### To be done:
State the number of lines that include the string "this", and write nothing else.

### Information supplied:

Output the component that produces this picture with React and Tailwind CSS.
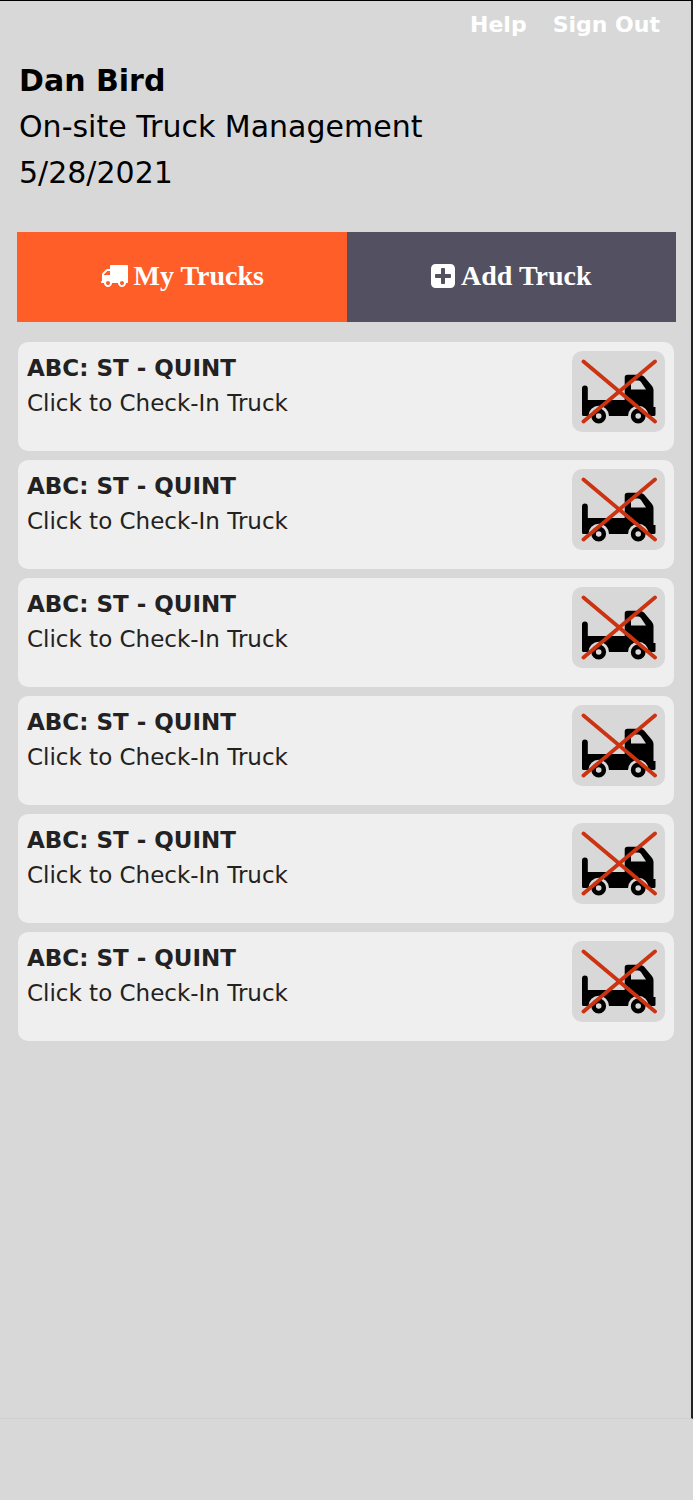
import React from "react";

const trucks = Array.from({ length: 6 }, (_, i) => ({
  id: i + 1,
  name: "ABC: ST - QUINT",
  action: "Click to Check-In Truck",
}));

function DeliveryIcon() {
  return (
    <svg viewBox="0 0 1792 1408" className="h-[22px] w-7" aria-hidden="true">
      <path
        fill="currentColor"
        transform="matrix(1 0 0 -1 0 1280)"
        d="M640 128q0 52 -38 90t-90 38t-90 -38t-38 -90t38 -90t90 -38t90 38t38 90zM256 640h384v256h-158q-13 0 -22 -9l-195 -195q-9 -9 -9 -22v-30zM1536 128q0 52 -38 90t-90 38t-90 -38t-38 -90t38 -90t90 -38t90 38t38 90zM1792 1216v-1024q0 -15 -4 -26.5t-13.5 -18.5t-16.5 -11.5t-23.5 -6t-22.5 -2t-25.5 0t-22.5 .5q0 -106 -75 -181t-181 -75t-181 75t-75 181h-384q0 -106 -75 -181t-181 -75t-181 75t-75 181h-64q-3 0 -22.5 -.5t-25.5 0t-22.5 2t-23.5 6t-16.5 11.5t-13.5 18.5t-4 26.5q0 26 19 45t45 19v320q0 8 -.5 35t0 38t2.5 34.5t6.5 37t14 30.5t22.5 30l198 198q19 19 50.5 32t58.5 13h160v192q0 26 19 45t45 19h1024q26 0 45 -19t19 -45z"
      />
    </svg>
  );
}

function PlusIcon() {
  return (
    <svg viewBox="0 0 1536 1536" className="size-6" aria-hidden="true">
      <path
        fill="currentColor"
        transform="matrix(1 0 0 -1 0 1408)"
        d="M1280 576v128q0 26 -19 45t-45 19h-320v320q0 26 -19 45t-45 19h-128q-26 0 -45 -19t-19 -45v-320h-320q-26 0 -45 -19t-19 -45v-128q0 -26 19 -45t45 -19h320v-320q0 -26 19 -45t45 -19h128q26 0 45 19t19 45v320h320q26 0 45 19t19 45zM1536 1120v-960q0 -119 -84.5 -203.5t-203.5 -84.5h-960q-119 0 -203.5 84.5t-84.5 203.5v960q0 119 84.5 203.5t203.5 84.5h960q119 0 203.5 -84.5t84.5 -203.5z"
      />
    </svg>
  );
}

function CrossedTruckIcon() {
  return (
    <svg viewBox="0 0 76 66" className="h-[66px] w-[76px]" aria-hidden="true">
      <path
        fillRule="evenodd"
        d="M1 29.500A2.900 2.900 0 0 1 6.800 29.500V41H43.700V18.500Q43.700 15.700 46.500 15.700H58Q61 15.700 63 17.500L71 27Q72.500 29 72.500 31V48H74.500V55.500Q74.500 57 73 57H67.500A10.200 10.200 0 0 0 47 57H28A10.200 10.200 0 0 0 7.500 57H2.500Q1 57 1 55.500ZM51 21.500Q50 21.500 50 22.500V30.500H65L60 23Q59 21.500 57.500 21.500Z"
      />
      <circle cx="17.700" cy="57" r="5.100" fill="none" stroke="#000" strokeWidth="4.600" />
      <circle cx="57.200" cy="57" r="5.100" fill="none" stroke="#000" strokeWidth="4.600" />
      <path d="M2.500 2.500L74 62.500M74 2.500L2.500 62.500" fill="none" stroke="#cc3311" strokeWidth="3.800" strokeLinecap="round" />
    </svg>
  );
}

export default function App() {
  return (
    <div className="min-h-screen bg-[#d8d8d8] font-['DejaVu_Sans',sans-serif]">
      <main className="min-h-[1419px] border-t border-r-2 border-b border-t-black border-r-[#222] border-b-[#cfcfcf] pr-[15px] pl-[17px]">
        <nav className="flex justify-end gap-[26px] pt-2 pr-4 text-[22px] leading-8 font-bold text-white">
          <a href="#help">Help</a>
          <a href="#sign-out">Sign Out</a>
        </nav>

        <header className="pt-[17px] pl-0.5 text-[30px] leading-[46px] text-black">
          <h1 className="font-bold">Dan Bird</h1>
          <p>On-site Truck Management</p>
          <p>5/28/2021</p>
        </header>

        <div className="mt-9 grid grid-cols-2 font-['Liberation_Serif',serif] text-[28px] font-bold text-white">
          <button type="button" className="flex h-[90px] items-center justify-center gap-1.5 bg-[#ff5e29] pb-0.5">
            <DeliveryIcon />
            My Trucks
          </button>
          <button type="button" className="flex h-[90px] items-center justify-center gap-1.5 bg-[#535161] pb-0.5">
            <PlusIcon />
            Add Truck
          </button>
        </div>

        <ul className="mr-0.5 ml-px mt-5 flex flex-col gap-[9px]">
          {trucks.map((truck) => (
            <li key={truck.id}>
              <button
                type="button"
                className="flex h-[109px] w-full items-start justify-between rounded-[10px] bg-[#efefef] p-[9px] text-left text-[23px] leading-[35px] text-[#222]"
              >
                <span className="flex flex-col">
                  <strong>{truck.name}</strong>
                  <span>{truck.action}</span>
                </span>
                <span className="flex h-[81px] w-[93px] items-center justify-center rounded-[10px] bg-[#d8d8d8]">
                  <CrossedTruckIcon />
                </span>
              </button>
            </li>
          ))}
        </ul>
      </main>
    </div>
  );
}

---

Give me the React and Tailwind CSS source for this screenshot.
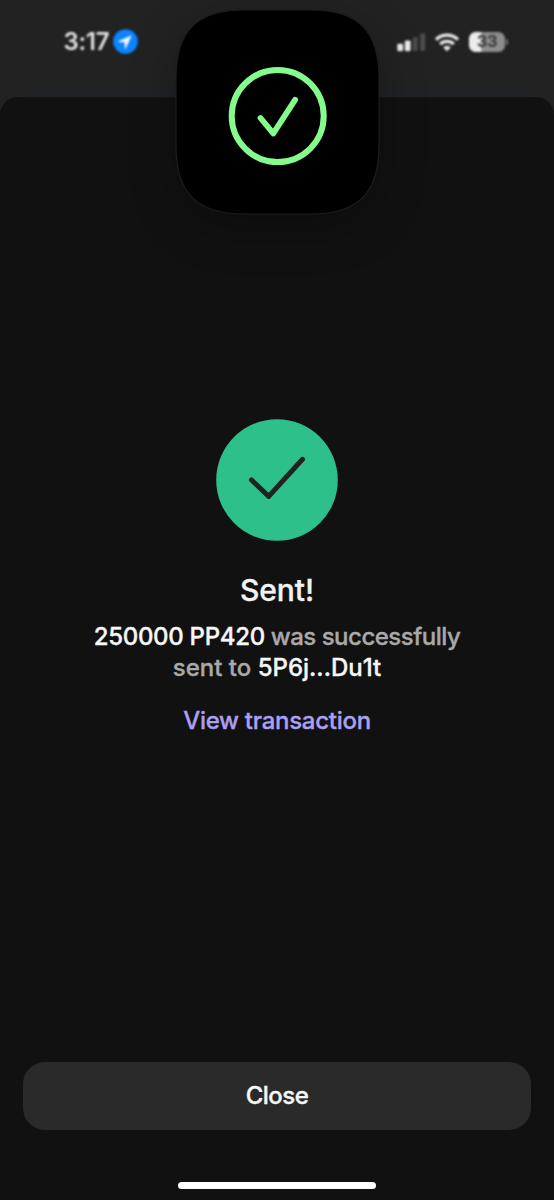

### Worked solution:
2